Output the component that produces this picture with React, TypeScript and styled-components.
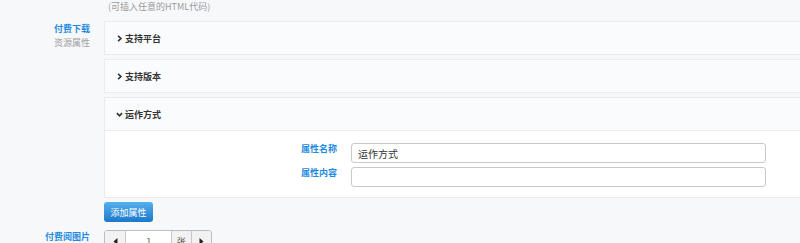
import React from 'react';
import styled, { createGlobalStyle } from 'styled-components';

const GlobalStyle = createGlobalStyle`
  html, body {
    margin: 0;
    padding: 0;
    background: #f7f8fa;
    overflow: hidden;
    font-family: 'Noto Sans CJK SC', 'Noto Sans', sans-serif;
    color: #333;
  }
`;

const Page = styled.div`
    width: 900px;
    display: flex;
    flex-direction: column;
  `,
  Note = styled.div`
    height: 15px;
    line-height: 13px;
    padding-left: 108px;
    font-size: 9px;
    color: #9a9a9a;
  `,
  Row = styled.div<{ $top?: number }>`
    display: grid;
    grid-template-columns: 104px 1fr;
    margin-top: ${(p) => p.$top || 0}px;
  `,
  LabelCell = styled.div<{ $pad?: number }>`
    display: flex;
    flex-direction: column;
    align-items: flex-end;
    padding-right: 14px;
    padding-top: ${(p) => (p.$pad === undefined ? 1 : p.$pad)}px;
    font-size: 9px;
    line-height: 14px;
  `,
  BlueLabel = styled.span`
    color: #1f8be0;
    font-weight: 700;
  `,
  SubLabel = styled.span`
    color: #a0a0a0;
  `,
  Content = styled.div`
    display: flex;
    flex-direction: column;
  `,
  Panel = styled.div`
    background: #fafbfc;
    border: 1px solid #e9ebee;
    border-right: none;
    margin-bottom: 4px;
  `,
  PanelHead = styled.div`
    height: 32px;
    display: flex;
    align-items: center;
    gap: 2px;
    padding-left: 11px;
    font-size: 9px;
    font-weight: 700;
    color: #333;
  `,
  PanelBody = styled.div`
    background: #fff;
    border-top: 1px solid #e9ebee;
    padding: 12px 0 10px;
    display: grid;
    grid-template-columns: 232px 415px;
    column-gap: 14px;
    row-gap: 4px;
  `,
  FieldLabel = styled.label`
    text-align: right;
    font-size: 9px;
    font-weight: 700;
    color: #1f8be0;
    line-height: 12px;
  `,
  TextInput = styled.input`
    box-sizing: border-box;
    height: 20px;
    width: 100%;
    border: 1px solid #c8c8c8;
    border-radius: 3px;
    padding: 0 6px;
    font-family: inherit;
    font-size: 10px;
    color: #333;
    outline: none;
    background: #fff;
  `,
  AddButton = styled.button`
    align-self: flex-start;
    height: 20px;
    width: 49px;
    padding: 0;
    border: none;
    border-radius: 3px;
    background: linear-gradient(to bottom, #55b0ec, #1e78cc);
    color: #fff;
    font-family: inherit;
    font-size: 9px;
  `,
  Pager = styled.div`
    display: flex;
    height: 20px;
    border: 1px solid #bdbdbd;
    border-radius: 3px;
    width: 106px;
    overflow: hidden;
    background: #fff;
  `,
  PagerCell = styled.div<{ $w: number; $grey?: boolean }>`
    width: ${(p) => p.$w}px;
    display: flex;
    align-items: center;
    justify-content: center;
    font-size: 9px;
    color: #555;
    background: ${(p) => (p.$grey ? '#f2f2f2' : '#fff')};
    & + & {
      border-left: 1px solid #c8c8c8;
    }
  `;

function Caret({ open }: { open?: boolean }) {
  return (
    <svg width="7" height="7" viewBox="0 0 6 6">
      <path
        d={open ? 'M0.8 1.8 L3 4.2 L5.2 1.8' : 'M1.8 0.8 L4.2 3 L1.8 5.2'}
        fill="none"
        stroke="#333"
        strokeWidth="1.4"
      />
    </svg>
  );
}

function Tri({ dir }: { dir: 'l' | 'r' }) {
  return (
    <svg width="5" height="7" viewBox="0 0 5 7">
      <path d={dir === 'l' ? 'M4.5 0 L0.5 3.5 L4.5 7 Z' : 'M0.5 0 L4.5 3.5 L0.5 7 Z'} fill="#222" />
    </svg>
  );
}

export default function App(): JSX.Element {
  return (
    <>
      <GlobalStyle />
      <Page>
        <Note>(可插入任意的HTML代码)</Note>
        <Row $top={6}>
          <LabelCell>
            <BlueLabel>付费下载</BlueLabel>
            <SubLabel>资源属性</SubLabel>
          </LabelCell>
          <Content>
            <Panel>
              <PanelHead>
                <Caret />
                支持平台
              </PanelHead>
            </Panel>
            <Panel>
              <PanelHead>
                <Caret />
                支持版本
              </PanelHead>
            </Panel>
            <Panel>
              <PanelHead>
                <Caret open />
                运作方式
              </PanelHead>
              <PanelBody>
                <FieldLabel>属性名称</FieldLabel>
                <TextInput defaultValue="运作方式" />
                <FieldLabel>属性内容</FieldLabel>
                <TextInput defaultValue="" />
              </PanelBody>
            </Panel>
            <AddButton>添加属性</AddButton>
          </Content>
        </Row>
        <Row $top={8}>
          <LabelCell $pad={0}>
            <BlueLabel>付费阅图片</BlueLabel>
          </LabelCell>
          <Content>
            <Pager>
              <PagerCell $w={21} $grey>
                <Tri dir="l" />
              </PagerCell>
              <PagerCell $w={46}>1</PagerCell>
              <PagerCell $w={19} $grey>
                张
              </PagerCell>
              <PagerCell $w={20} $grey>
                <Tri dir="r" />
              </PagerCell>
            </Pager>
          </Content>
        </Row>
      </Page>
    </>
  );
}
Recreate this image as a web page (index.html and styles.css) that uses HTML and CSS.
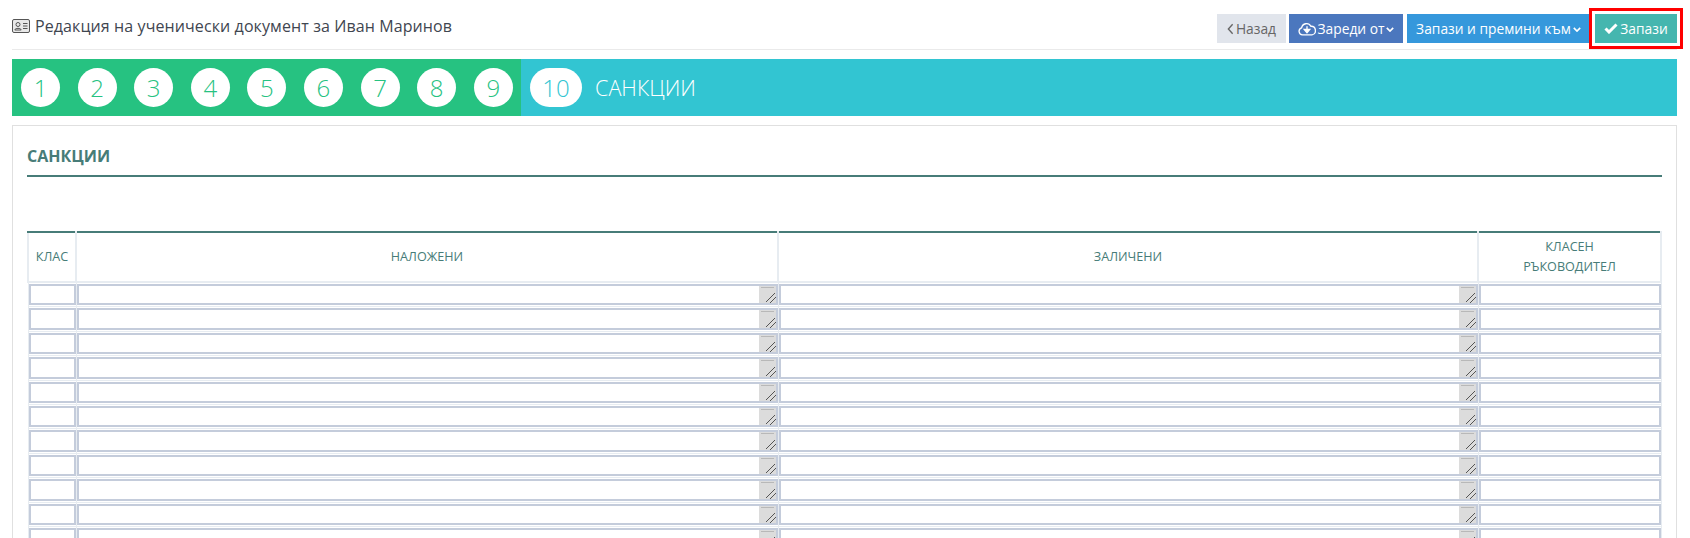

Exercise directions: Nothing in the entries should change as you copy them, except that the pictures are left out.

Exercise result:
Output the component that produces this picture with React, TypeScript and styled-components.
import React from 'react';
import styled, { createGlobalStyle } from 'styled-components';

const GlobalStyle = createGlobalStyle`
  html, body {
    margin: 0;
    padding: 0;
    background: #f7f8fa;
    overflow: hidden;
    font-family: 'Noto Sans CJK SC', 'Noto Sans', sans-serif;
    color: #333;
  }
`;

const Page = styled.div`
    width: 900px;
    display: flex;
    flex-direction: column;
  `,
  Note = styled.div`
    height: 15px;
    line-height: 13px;
    padding-left: 108px;
    font-size: 9px;
    color: #9a9a9a;
  `,
  Row = styled.div<{ $top?: number }>`
    display: grid;
    grid-template-columns: 104px 1fr;
    margin-top: ${(p) => p.$top || 0}px;
  `,
  LabelCell = styled.div<{ $pad?: number }>`
    display: flex;
    flex-direction: column;
    align-items: flex-end;
    padding-right: 14px;
    padding-top: ${(p) => (p.$pad === undefined ? 1 : p.$pad)}px;
    font-size: 9px;
    line-height: 14px;
  `,
  BlueLabel = styled.span`
    color: #1f8be0;
    font-weight: 700;
  `,
  SubLabel = styled.span`
    color: #a0a0a0;
  `,
  Content = styled.div`
    display: flex;
    flex-direction: column;
  `,
  Panel = styled.div`
    background: #fafbfc;
    border: 1px solid #e9ebee;
    border-right: none;
    margin-bottom: 4px;
  `,
  PanelHead = styled.div`
    height: 32px;
    display: flex;
    align-items: center;
    gap: 2px;
    padding-left: 11px;
    font-size: 9px;
    font-weight: 700;
    color: #333;
  `,
  PanelBody = styled.div`
    background: #fff;
    border-top: 1px solid #e9ebee;
    padding: 12px 0 10px;
    display: grid;
    grid-template-columns: 232px 415px;
    column-gap: 14px;
    row-gap: 4px;
  `,
  FieldLabel = styled.label`
    text-align: right;
    font-size: 9px;
    font-weight: 700;
    color: #1f8be0;
    line-height: 12px;
  `,
  TextInput = styled.input`
    box-sizing: border-box;
    height: 20px;
    width: 100%;
    border: 1px solid #c8c8c8;
    border-radius: 3px;
    padding: 0 6px;
    font-family: inherit;
    font-size: 10px;
    color: #333;
    outline: none;
    background: #fff;
  `,
  AddButton = styled.button`
    align-self: flex-start;
    height: 20px;
    width: 49px;
    padding: 0;
    border: none;
    border-radius: 3px;
    background: linear-gradient(to bottom, #55b0ec, #1e78cc);
    color: #fff;
    font-family: inherit;
    font-size: 9px;
  `,
  Pager = styled.div`
    display: flex;
    height: 20px;
    border: 1px solid #bdbdbd;
    border-radius: 3px;
    width: 106px;
    overflow: hidden;
    background: #fff;
  `,
  PagerCell = styled.div<{ $w: number; $grey?: boolean }>`
    width: ${(p) => p.$w}px;
    display: flex;
    align-items: center;
    justify-content: center;
    font-size: 9px;
    color: #555;
    background: ${(p) => (p.$grey ? '#f2f2f2' : '#fff')};
    & + & {
      border-left: 1px solid #c8c8c8;
    }
  `;

function Caret({ open }: { open?: boolean }) {
  return (
    <svg width="7" height="7" viewBox="0 0 6 6">
      <path
        d={open ? 'M0.8 1.8 L3 4.2 L5.2 1.8' : 'M1.8 0.8 L4.2 3 L1.8 5.2'}
        fill="none"
        stroke="#333"
        strokeWidth="1.4"
      />
    </svg>
  );
}

function Tri({ dir }: { dir: 'l' | 'r' }) {
  return (
    <svg width="5" height="7" viewBox="0 0 5 7">
      <path d={dir === 'l' ? 'M4.5 0 L0.5 3.5 L4.5 7 Z' : 'M0.5 0 L4.5 3.5 L0.5 7 Z'} fill="#222" />
    </svg>
  );
}

export default function App(): JSX.Element {
  return (
    <>
      <GlobalStyle />
      <Page>
        <Note>(可插入任意的HTML代码)</Note>
        <Row $top={6}>
          <LabelCell>
            <BlueLabel>付费下载</BlueLabel>
            <SubLabel>资源属性</SubLabel>
          </LabelCell>
          <Content>
            <Panel>
              <PanelHead>
                <Caret />
                支持平台
              </PanelHead>
            </Panel>
            <Panel>
              <PanelHead>
                <Caret />
                支持版本
              </PanelHead>
            </Panel>
            <Panel>
              <PanelHead>
                <Caret open />
                运作方式
              </PanelHead>
              <PanelBody>
                <FieldLabel>属性名称</FieldLabel>
                <TextInput defaultValue="运作方式" />
                <FieldLabel>属性内容</FieldLabel>
                <TextInput defaultValue="" />
              </PanelBody>
            </Panel>
            <AddButton>添加属性</AddButton>
          </Content>
        </Row>
        <Row $top={8}>
          <LabelCell $pad={0}>
            <BlueLabel>付费阅图片</BlueLabel>
          </LabelCell>
          <Content>
            <Pager>
              <PagerCell $w={21} $grey>
                <Tri dir="l" />
              </PagerCell>
              <PagerCell $w={46}>1</PagerCell>
              <PagerCell $w={19} $grey>
                张
              </PagerCell>
              <PagerCell $w={20} $grey>
                <Tri dir="r" />
              </PagerCell>
            </Pager>
          </Content>
        </Row>
      </Page>
    </>
  );
}
Recreate this image as a web page (index.html and styles.css) that uses HTML and CSS.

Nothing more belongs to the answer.